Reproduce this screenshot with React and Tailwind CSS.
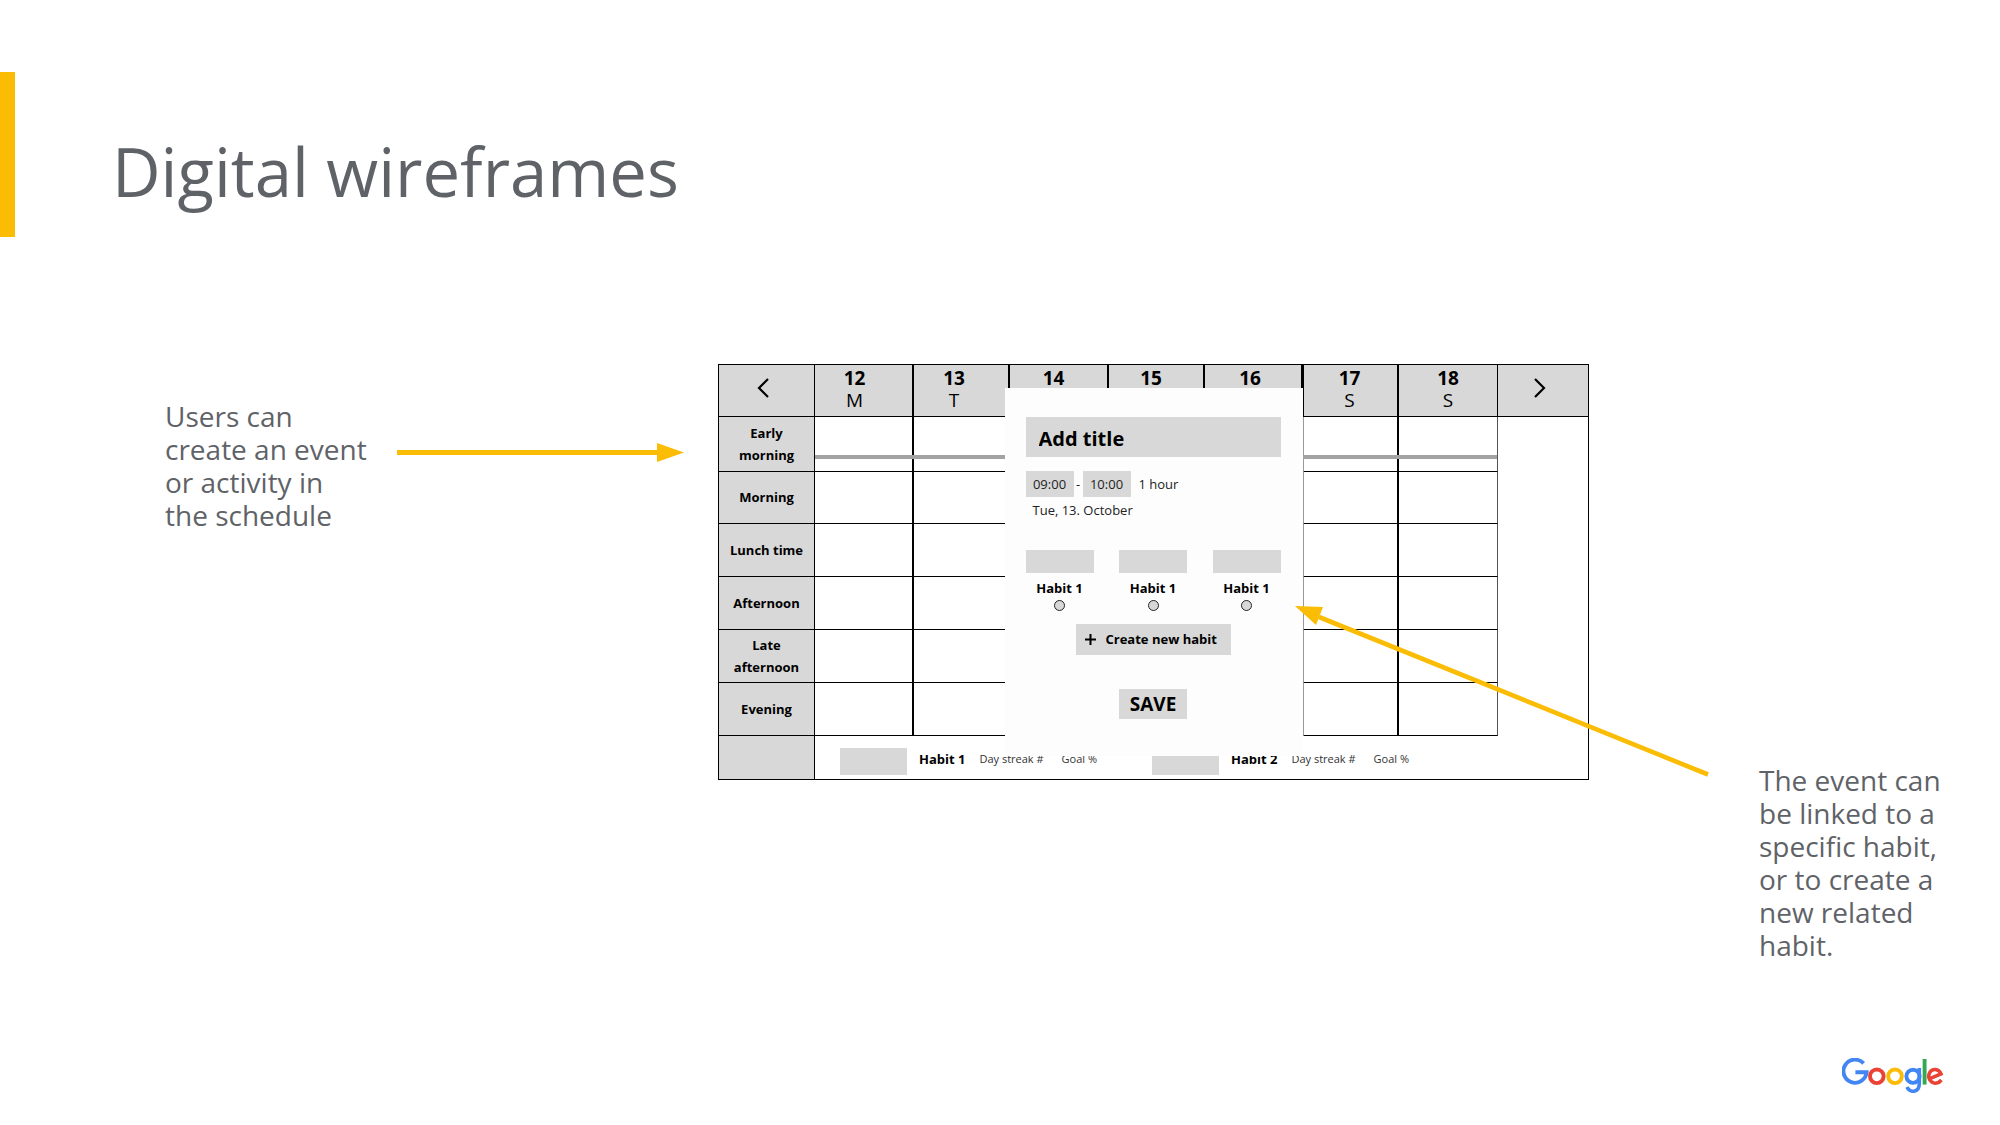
import React, { useState } from 'react';

const days = [
  { date: '12', day: 'M', cell: 'w-[99px] border-r-2 pr-[18px]' },
  { date: '13', day: 'T', cell: 'w-[96px] border-r-2 pr-[14px]' },
  { date: '14', day: 'W', cell: 'w-[99px] border-r-2 pr-2.5' },
  { date: '15', day: 'T', cell: 'w-[96px] border-r-2 pr-2.5' },
  { date: '16', day: 'F', cell: 'w-[99px] border-r-[3px] pr-1.5' },
  { date: '17', day: 'S', cell: 'w-[95px] border-r-2 pr-0.5' },
  { date: '18', day: 'S', cell: 'w-[99px] border-r' },
];

const periods = [
  { label: 'Early morning', height: 'h-[55px]' },
  { label: 'Morning', height: 'h-[52px]' },
  { label: 'Lunch time', height: 'h-[53px]' },
  { label: 'Afternoon', height: 'h-[53px]' },
  { label: 'Late afternoon', height: 'h-[53px]' },
  { label: 'Evening', height: 'h-[53px]' },
];

const slotBorders = [
  'border-r-2 border-r-black',
  'border-r-2 border-r-black',
  'border-r-2 border-r-black',
  'border-r-2 border-r-black',
  'border-r-[3px] border-r-[#999999]',
  'border-r-2 border-r-black',
  'border-r border-r-[#555555]',
];

const Chevron = ({ points }) => (
  <svg className="w-3 h-5" viewBox="0 0 12 20" fill="none" stroke="#000" strokeWidth="2.2">
    <polyline points={points} />
  </svg>
);

const HabitSummary = ({ name }) => (
  <div className="flex items-center w-[312px]">
    <div className="w-[67px] h-[27px] mr-3 bg-[#d8d8d8]" />
    <span className="text-[13px] leading-4 font-bold mb-1.5">{name}</span>
    <span className="text-[11px] leading-4 text-[#333333] ml-3.5 mb-1.5">Day streak #</span>
    <span className="text-[11px] leading-4 text-[#333333] ml-[18px] mb-1.5">Goal %</span>
  </div>
);

const Schedule = () => (
  <table className="w-full table-fixed border-separate border-spacing-0 text-black">
    <thead>
      <tr className="h-[52px] bg-[#d8d8d8]">
        <th className="w-[96px] p-0 pt-[13px] align-top border-r border-b border-black">
          <button type="button" aria-label="Previous week" className="block mx-auto pr-2">
            <Chevron points="11,1 2,10 11,19" />
          </button>
        </th>
        {days.map(({ date, day, cell }) => (
          <th key={date} className={`${cell} pt-0.5 align-top border-b border-black text-[19px] leading-[22px] font-normal`}>
            <span className="block font-bold">{date}</span>
            <span className="block">{day}</span>
          </th>
        ))}
        <th className="w-[90px] p-0 pt-[13px] align-top border-b border-black">
          <button type="button" aria-label="Next week" className="block mx-auto pr-1.5">
            <Chevron points="1,1 10,10 1,19" />
          </button>
        </th>
      </tr>
    </thead>
    <tbody>
      {periods.map(({ label, height }, row) => (
        <tr key={label} className={height}>
          <th className="px-2.5 pt-0 pb-px bg-[#d8d8d8] border-r border-b border-black text-[13px] leading-[22px] font-bold">
            {label}
          </th>
          {slotBorders.map((border, i) => (
            <td key={i} className={`p-0 border-b border-b-black ${border}`} />
          ))}
          {row === 0 && <td rowSpan={periods.length} className="p-0" />}
        </tr>
      ))}
      <tr className="h-[43px]">
        <td className="p-0 bg-[#d8d8d8] border-r border-black" />
        <td colSpan={8} className="p-0 pl-[25px] pt-2">
          <div className="flex">
            <HabitSummary name="Habit 1" />
            <HabitSummary name="Habit 2" />
          </div>
        </td>
      </tr>
    </tbody>
  </table>
);

const EventDialog = () => {
  const [title, setTitle] = useState('Add title');
  const [start, setStart] = useState('09:00');
  const [end, setEnd] = useState('10:00');

  return (
    <form
      aria-label="New event"
      onSubmit={(e) => e.preventDefault()}
      className="absolute inset-x-0 top-[23px] mx-auto w-[298px] h-[368px] pl-[21px] pr-[22px] pt-[29px] flex flex-col bg-[#fdfdfd] text-black"
    >
      <input
        aria-label="Title"
        value={title}
        onChange={(e) => setTitle(e.target.value)}
        className="w-full h-10 pl-[13px] pt-0.5 bg-[#d8d8d8] text-[20px] font-bold"
      />
      <div className="flex items-center mt-[14px] text-[13px] leading-[18px] text-[#222222]">
        <input
          aria-label="Start time"
          value={start}
          onChange={(e) => setStart(e.target.value)}
          className="w-12 h-[26px] bg-[#d8d8d8] text-center"
        />
        <span className="w-[9px] text-center">-</span>
        <input
          aria-label="End time"
          value={end}
          onChange={(e) => setEnd(e.target.value)}
          className="w-12 h-[26px] bg-[#d8d8d8] text-center"
        />
        <span className="ml-2">1 hour</span>
      </div>
      <p className="mt-1 pl-[7px] text-[13px] leading-[18px] text-[#222222]">Tue, 13. October</p>

      <div className="flex justify-between mt-[31px]">
        {['first', 'second', 'third'].map((id) => (
          <label key={id} className="w-[68px] flex flex-col items-center text-[13px] leading-[18px] font-bold">
            <span className="block w-full h-[23px] mb-1.5 bg-[#d8d8d8]" />
            Habit 1
            <input
              type="radio"
              name="habit"
              value={id}
              className="appearance-none w-[11px] h-[11px] mt-[3px] rounded-full border border-[#222222] bg-[#d8d8d8]"
            />
          </label>
        ))}
      </div>

      <button type="button" className="self-center mt-[13px] w-[155px] h-[31px] flex items-center pl-[9px] gap-2.5 bg-[#d8d8d8] text-[13px] font-bold">
        <svg className="w-[11px] h-[11px]" viewBox="0 0 11 11" stroke="#000" strokeWidth="2">
          <path d="M5.5 0V11M0 5.5H11" />
        </svg>
        Create new habit
      </button>
      <button type="submit" className="self-center mt-[34px] w-[68px] h-[30px] bg-[#d8d8d8] text-[19px] leading-[30px] font-bold">
        SAVE
      </button>
    </form>
  );
};

const GoogleLogo = () => (
  <svg className="w-[101px] h-[35px]" viewBox="0 0 101 35" fill="none" strokeWidth="3.9" role="img" aria-label="Google">
    <path d="M21.6 5.4A11.6 11.6 0 1 0 24.6 14.2H13.4" stroke="#4285f4" />
    <circle cx="34.8" cy="18.3" r="6.8" stroke="#ea4335" />
    <circle cx="53" cy="18.3" r="6.8" stroke="#fbbc05" />
    <circle cx="71" cy="18.3" r="6.6" stroke="#4285f4" />
    <path d="M77.3 10V25.8C77.3 34.8 67.4 35.4 65 29" stroke="#4285f4" strokeWidth="3.6" />
    <path d="M82.6 1V26.6" stroke="#34a853" />
    <path d="M87.2 20.8L99 15.9C96.6 10.4 90.4 10.3 87.8 14.4C83.6 22.6 93.4 29.4 99.4 22" stroke="#ea4335" strokeWidth="3.6" />
  </svg>
);

export default function App() {
  return (
    <div className="min-h-screen flex flex-col bg-white text-[#5f6368] font-['Open_Sans','Noto_Sans',sans-serif]">
      <header className="mt-[72px] h-[165px] pt-[34px] pl-[97px] flex items-center border-l-[15px] border-[#fbbc05]">
        <h1 className="text-[67px] leading-none">Digital wireframes</h1>
      </header>

      <main className="mt-[127px] grid grid-cols-[718fr_871fr_411fr] items-start">
        <div className="flex items-start gap-6 pt-9 pl-[165px] pr-[34px]">
          <p className="w-[208px] shrink-0 text-[28px] leading-[33px]">
            Users can create an event or activity in the schedule
          </p>
          <div className="flex-1 flex items-center mt-[43px]">
            <div className="flex-1 h-[5px] bg-[#fbbc05]" />
            <svg className="w-[27px] h-[19px]" viewBox="0 0 27 19" fill="#fbbc05">
              <polygon points="0,0 27,9.5 0,19" />
            </svg>
          </div>
        </div>

        <div className="relative border border-black">
          <Schedule />
          <div className="absolute left-[11%] right-[10.5%] top-[90px] h-1 bg-[#a3a3a3]" />
          <EventDialog />
          <svg className="absolute left-[66%] top-60 w-[418px] h-[176px]" viewBox="0 0 418 176">
            <path d="M26 12L415 169.5" stroke="#fbbc05" strokeWidth="4.6" />
            <polygon points="2,1 30,2 23,20" fill="#fbbc05" />
          </svg>
        </div>

        <div className="pt-[400px] pl-[170px]">
          <p className="w-[190px] text-[28px] leading-[33px]">
            The event can be linked to a specific habit, or to create a new related habit.
          </p>
        </div>
      </main>

      <footer className="mt-auto flex justify-end pr-[57px] pb-8">
        <GoogleLogo />
      </footer>
    </div>
  );
}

Exercise prompt: In the listing above, count each line that holds the string "React". Give the number only.

Response to this exercise: 2